By Praveen Menon and Mirwais Harooni
KABUL (Reuters) - Protesters gathered in the Afghan capital on Saturday in support of presidential candidate Abdullah Abdullah's accusation of vote fraud, and his call for the organisers to stop counting the ballots from the run-off election held a week ago.
Several hundred people gathered, disrupting traffic on the main road to the airport, as police were deployed with batons and riot shields to counter any violence.
Tensions have been running high in Kabul since the run-off between Abdullah and his rival Ashraf Ghani, an former World Bank economist.
Abdullah says he no longer trusts the electoral bodies and blames them and interference by President Hamid Karzai for mass fraud. He wants the electoral bodies to halt counting votes and has invited the United Nations to intervene.

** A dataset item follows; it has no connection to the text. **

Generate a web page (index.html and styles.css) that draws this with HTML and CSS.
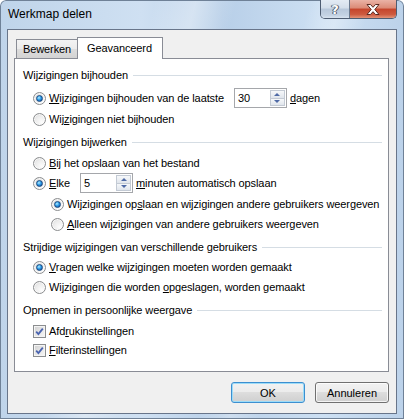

The move has imperilled Afghanistan's political transition at a critical time, with most foreign troops preparing to leave by the end of 2014, and a Taliban insurgency still raging after 13 years.
Karzai late on Friday - to the dismay of diplomats who want the electoral bodies to be respected and the election process to completed - issued a statement supporting Abdullah's call for the United Nations to intervene in the election.
The United Nations has said it needs to hear the details of any proposal, but is ready to support an "Afghan-led process".
There are fears that street protests could turn violent and take on an ethnic dimension, as most of Abdullah's supporters are Tajiks, the second largest ethnic group, while Ghani's supporters are mainly Pashtun, the largest group in Afghanistan.
Abdullah's supporters chanted "we will defend our vote to the last drop of blood", while blocking the road leading to the airport on the outskirts of the capital.
They also brandished banners with slogans, including "Death to Karzai", "Death to Ghani". The Independent Election Commission was similarly targeted, with banners that read "Death to the IEC".
Elsewhere in Kabul, a suicide bomber killed himself and a bystander in an attempt to assassinate an advisor to the the High Peace Council, which is seeking reconciliation with Taliban fighters.
The advisor, Mohammad Massom Stanikzai escaped unharmed, but other several people were wounded, police officials said.